L’oceano riappare infine come profezia che crea ponti l varie stagioni dell’esistenza nella grande installazione Sleep Witness della sudafricana Lungiswa Gqunta, trasformandosi in una «macchina per sogni», congegno per esperienze multisensoriali. A terra, una vasta mappa desertica in argilla segna un confine mobile, terrestre e cosmico (sfere celesti in vetro lo costellano), mentre l’orizzonte è imbrigliato in montagne disegnate da fili spinati dietro le quali si «ergono» foto di famiglia.

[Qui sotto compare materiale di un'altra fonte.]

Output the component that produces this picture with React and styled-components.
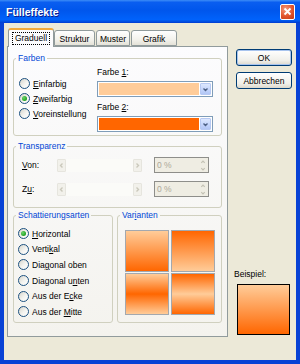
import React from "react";
import styled, { createGlobalStyle } from "styled-components";

const LIGHT = "#FFCC99";
const DARK = "#FF6600";

const GlobalStyle = createGlobalStyle`
  * { box-sizing: border-box; }
  body {
    margin: 0;
    font-family: "Liberation Sans", Arial, sans-serif;
    font-size: 8.5px;
    color: #000000;
  }
  u { text-decoration-thickness: 1px; text-underline-offset: 1px; }
`;

const Window = styled.div`
  width: 300px;
  height: 364px;
  display: flex;
  flex-direction: column;
  overflow: hidden;
  background: #0842d5;
`;

const TitleBar = styled.div`
  height: 23px;
  flex-shrink: 0;
  display: flex;
  align-items: center;
  justify-content: space-between;
  padding: 0 5px 0 6px;
  background: linear-gradient(
    to bottom,
    #3d8df7 0%,
    #0a5ef0 10%,
    #0056ec 45%,
    #0062fb 85%,
    #004ee0 94%,
    #0039cf 100%
  );
`;

const Title = styled.div`
  color: #ffffff;
  font-weight: bold;
  font-size: 10.5px;
  text-shadow: 1px 1px 0 #0a1c8c;
`;

const CloseButton = styled.div`
  width: 15px;
  height: 16px;
  border: 1px solid #ffffff;
  border-radius: 2px;
  background: radial-gradient(circle at 35% 30%, #f39a7c 0%, #e2542c 55%, #c13a15 100%);
  display: flex;
  align-items: center;
  justify-content: center;
`;

const Frame = styled.div`
  flex: 1;
  display: flex;
  background: #ece9d8;
  border: 4px solid #0842d5;
  border-top: none;
  padding: 5px 0 0 3px;
`;

const LeftCol = styled.div`
  width: 221px;
  display: flex;
  flex-direction: column;
`;

const TabRow = styled.div`
  height: 18px;
  display: flex;
  align-items: flex-end;
  padding-left: 1px;
  position: relative;
  z-index: 1;
`;

const Tab = styled.div`
  width: ${(p) => p.$w}px;
  margin-right: ${(p) => p.$gap || 0}px;
  height: ${(p) => (p.$active ? 19 : 16)}px;
  margin-bottom: ${(p) => (p.$active ? -1 : 0)}px;
  display: flex;
  align-items: center;
  justify-content: center;
  border: 1px solid #919b9c;
  border-bottom: ${(p) => (p.$active ? "none" : "1px solid #919b9c")};
  border-top: ${(p) => (p.$active ? "2px solid #f2a93b" : "1px solid #919b9c")};
  border-radius: 3px 3px 0 0;
  background: ${(p) =>
    p.$active ? "#fcfcfe" : "linear-gradient(to bottom, #ffffff, #f3f2ec 60%, #e4e2d8)"};
  padding-top: ${(p) => (p.$active ? 0 : 1)}px;
`;

const FocusText = styled.span`
  outline: 1px dotted #000000;
  padding: 0 2px;
  line-height: 11px;
`;

const Panel = styled.div`
  height: 291px;
  border: 1px solid #919b9c;
  background: linear-gradient(to bottom, #fcfcfe, #f4f3ee);
  padding: 5px 5px 0;
  display: flex;
  flex-direction: column;
`;

const Group = styled.fieldset`
  margin: ${(p) => p.$mt || 0}px 0 0;
  padding: 0;
  min-width: 0;
  width: ${(p) => (p.$w ? `${p.$w}px` : "auto")};
  height: ${(p) => p.$h}px;
  border: 1px solid #d0d0bf;
  border-radius: 3px;
`;

const Legend = styled.legend`
  margin-left: 2px;
  padding: 0 2px;
  color: #0046d5;
  line-height: 12px;
  font-size: 8.5px;
`;

const FarbenBody = styled.div`
  display: flex;
  padding: 1px 0 0 5px;
`;

const RadioCol = styled.div`
  width: ${(p) => p.$w}px;
  padding-top: ${(p) => p.$pt}px;
  padding-left: ${(p) => p.$pl || 0}px;
  display: flex;
  flex-direction: column;
`;

const RadioRow = styled.label`
  height: ${(p) => p.$h}px;
  display: flex;
  align-items: center;
  gap: 3px;
  white-space: nowrap;
`;

const RadioCircle = styled.span`
  width: 11px;
  height: 11px;
  flex-shrink: 0;
  border-radius: 50%;
  border: 1px solid #1c5180;
  background: linear-gradient(135deg, #d6d5cc 0%, #f4f4f0 55%, #ffffff 100%);
  display: flex;
  align-items: center;
  justify-content: center;
`;

const RadioDot = styled.span`
  width: 5px;
  height: 5px;
  border-radius: 50%;
  background: radial-gradient(circle at 35% 35%, #6ad46a, #21a121 70%);
`;

const ColorCol = styled.div`
  display: flex;
  flex-direction: column;
`;

const FieldLabel = styled.div`
  line-height: 13px;
  margin-top: ${(p) => p.$mt || 0}px;
`;

const ColorCombo = styled.div`
  width: 116px;
  height: 16px;
  margin-top: 2px;
  border: 1px solid #7f9db9;
  background: #ffffff;
  padding: 1px;
  display: flex;
  gap: 1px;
`;

const Swatch = styled.div`
  flex: 1;
  background: ${(p) => p.$color};
`;

const ComboButton = styled.div`
  width: 11px;
  border: 1px solid #b7c9f2;
  border-radius: 1px;
  background: linear-gradient(to bottom, #dde8fe, #c3d4fb 60%, #b2c6f5);
  display: flex;
  align-items: center;
  justify-content: center;
`;

const TransBody = styled.div`
  display: flex;
  flex-direction: column;
  gap: 8px;
  padding: 5px 0 0 8px;
`;

const SliderRow = styled.div`
  height: 16px;
  display: flex;
  align-items: center;
`;

const RowLabel = styled.div`
  width: 35px;
`;

const Slider = styled.div`
  width: 85px;
  height: 13px;
  display: flex;
  background: #fbfbf8;
`;

const SliderTrack = styled.div`
  flex: 1;
`;

const ScrollBtn = styled.div`
  width: 9px;
  height: 13px;
  border: 1px solid #e6e5de;
  border-radius: 1px;
  background: #f2f1eb;
  display: flex;
  align-items: center;
  justify-content: center;
`;

const Spinner = styled.div`
  width: 55px;
  height: 16px;
  margin-left: 12px;
  border: 1px solid #8e8e8a;
  background: #efede3;
  display: flex;
  align-items: center;
`;

const SpinText = styled.div`
  flex: 1;
  padding-left: 2px;
  color: #aca899;
`;

const SpinArrows = styled.div`
  width: 9px;
  height: 14px;
  margin-right: 1px;
  display: flex;
  flex-direction: column;
  align-items: center;
  justify-content: space-around;
`;

const BottomRow = styled.div`
  display: flex;
  gap: 4px;
  margin-top: 1px;
`;

const VariantGrid = styled.div`
  display: grid;
  grid-template-columns: 44px 44px;
  grid-template-rows: 42px 42px;
  gap: 1px 2px;
  padding: 9px 0 0 7px;
`;

const VariantTile = styled.div`
  border: 1px solid #a3a8ae;
  background: ${(p) => p.$bg};
`;

const SideCol = styled.div`
  width: 56px;
  margin-left: 8px;
  padding-top: 21px;
  display: flex;
  flex-direction: column;
`;

const Button = styled.div`
  height: 17px;
  margin-top: ${(p) => p.$mt || 0}px;
  border: 1px solid #003c74;
  border-radius: 3px;
  background: linear-gradient(to bottom, #ffffff, #f0efe9 70%, #dcd8cc);
  box-shadow: ${(p) => (p.$default ? "inset 0 0 0 1px #a8c4ee" : "none")};
  display: flex;
  align-items: center;
  justify-content: center;
`;

const PreviewLabel = styled.div`
  margin-top: 179px;
  margin-left: -2px;
  line-height: 12px;
`;

const Preview = styled.div`
  width: 53px;
  height: 51px;
  margin: 4px 0 0 1px;
  border: 1px solid #000000;
  background: linear-gradient(to bottom, ${LIGHT}, ${DARK});
`;

const Chevron = ({ dir = "down", color = "#4d6185", size = 7 }) => {
  const paths = {
    down: "M1.5 2.5 L3.5 4.5 L5.5 2.5",
    up: "M1.5 4.5 L3.5 2.5 L5.5 4.5",
    left: "M4.5 1.5 L2.5 3.5 L4.5 5.5",
    right: "M2.5 1.5 L4.5 3.5 L2.5 5.5",
  };
  return (
    <svg width={size} height={size} viewBox="0 0 7 7">
      <path d={paths[dir]} fill="none" stroke={color} strokeWidth="1.4" />
    </svg>
  );
};

const Radio = ({ checked, h, children }) => (
  <RadioRow $h={h}>
    <RadioCircle>{checked && <RadioDot />}</RadioCircle>
    <span>{children}</span>
  </RadioRow>
);

const ColorBox = ({ color }) => (
  <ColorCombo>
    <Swatch $color={color} />
    <ComboButton>
      <Chevron dir="down" />
    </ComboButton>
  </ColorCombo>
);

const SliderField = ({ label }) => (
  <SliderRow>
    <RowLabel>{label}</RowLabel>
    <Slider>
      <ScrollBtn>
        <Chevron dir="left" color="#cac8bb" />
      </ScrollBtn>
      <SliderTrack />
      <ScrollBtn>
        <Chevron dir="right" color="#cac8bb" />
      </ScrollBtn>
    </Slider>
    <Spinner>
      <SpinText>0 %</SpinText>
      <SpinArrows>
        <Chevron dir="up" color="#c3c1b4" size={6} />
        <Chevron dir="down" color="#c3c1b4" size={6} />
      </SpinArrows>
    </Spinner>
  </SliderRow>
);

const variants = [
  `linear-gradient(to bottom, ${LIGHT}, ${DARK})`,
  `linear-gradient(to bottom, ${DARK}, ${LIGHT})`,
  `linear-gradient(to bottom, ${LIGHT}, ${DARK} 50%, ${LIGHT})`,
  `linear-gradient(to bottom, ${DARK}, ${LIGHT} 50%, ${DARK})`,
];

const App = () => {
  return (
    <>
      <GlobalStyle />
      <Window>
        <TitleBar>
          <Title>Fülleffekte</Title>
          <CloseButton>
            <svg width="9" height="9" viewBox="0 0 9 9">
              <path d="M1.5 1.5 L7.5 7.5 M7.5 1.5 L1.5 7.5" stroke="#ffffff" strokeWidth="1.8" />
            </svg>
          </CloseButton>
        </TitleBar>
        <Frame>
          <LeftCol>
            <TabRow>
              <Tab $active $w={46}>
                <FocusText>Graduell</FocusText>
              </Tab>
              <Tab $w={41} $gap={1}>Struktur</Tab>
              <Tab $w={34} $gap={1}>Muster</Tab>
              <Tab $w={46}>Grafik</Tab>
            </TabRow>
            <Panel>
              <Group $h={84}>
                <Legend>Farben</Legend>
                <FarbenBody>
                  <RadioCol $w={78} $pt={11}>
                    <Radio h={15}><u>E</u>infarbig</Radio>
                    <Radio h={15} checked><u>Z</u>weifarbig</Radio>
                    <Radio h={15}><u>V</u>oreinstellung</Radio>
                  </RadioCol>
                  <ColorCol>
                    <FieldLabel $mt={1}>Farbe <u>1</u>:</FieldLabel>
                    <ColorBox color={LIGHT} />
                    <FieldLabel $mt={4}>Farbe <u>2</u>:</FieldLabel>
                    <ColorBox color={DARK} />
                  </ColorCol>
                </FarbenBody>
              </Group>

              <Group $h={68} $mt={4}>
                <Legend>Transparenz</Legend>
                <TransBody>
                  <SliderField label={<><u>V</u>on:</>} />
                  <SliderField label={<>Z<u>u</u>:</>} />
                </TransBody>
              </Group>

              <BottomRow>
                <Group $w={100} $h={114}>
                  <Legend>Schattierungsarten</Legend>
                  <RadioCol $w={98} $pt={5} $pl={4}>
                    <Radio h={15.6} checked><u>H</u>orizontal</Radio>
                    <Radio h={15.6}>Verti<u>k</u>al</Radio>
                    <Radio h={15.6}>Dia<u>g</u>onal oben</Radio>
                    <Radio h={15.6}>Diagonal u<u>n</u>ten</Radio>
                    <Radio h={15.6}>Aus der E<u>c</u>ke</Radio>
                    <Radio h={15.6}>Aus der <u>M</u>itte</Radio>
                  </RadioCol>
                </Group>
                <Group $w={105} $h={114}>
                  <Legend>Var<u>i</u>anten</Legend>
                  <VariantGrid>
                    {variants.map((bg, i) => (
                      <VariantTile key={i} $bg={bg} />
                    ))}
                  </VariantGrid>
                </Group>
              </BottomRow>
            </Panel>
          </LeftCol>

          <SideCol>
            <Button $default>OK</Button>
            <Button $mt={6}>Abbrechen</Button>
            <PreviewLabel>Beispiel:</PreviewLabel>
            <Preview />
          </SideCol>
        </Frame>
      </Window>
    </>
  );
};

export default App;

«Il mio lavoro si fonda su conoscenze ancestrali a cui io arrivo attraverso i sogni e conversazioni con guide e membri della famiglia. Il mondo onirico è un territorio seminato di informazioni, è una piattaforma per l’ apprendimento: produce sapere non meno di qualsiasi altro metodo dell’Europa occidentale. Sleep Witness nasce da un sogno in cui ho incontrato alcuni miei antenati e famigliari vivi, mentre entravo nell’oceano. Era un’onda immobile, ma si poteva camminare attraverso di essa e la sensazione era di passare tra le montagne più che dentro l’acqua. Mi ha permesso di occupare molti ’regni’, di non essere sola. Nell’immagine si vede mia madre. Lei e i suoi amici, tutti giovani in foto, s i trovano a New Brighton Beach, vicino Port Elizabeth dove siamo cresciuti e viviamo ancora. La foto è stata scattata negli anni ’70, in pieno apartheid quando sulle spiagge vigeva la segregazione, ma quello scatto insiste sulla gioia, sul rifiuto della propria invisibilità. E poi c’è l’oceano, la ’grande casa’. È una casa dove facciamo offerte e parliamo con i nostri antenati. È un’immagine che risuona in me, molto potente e con più significati».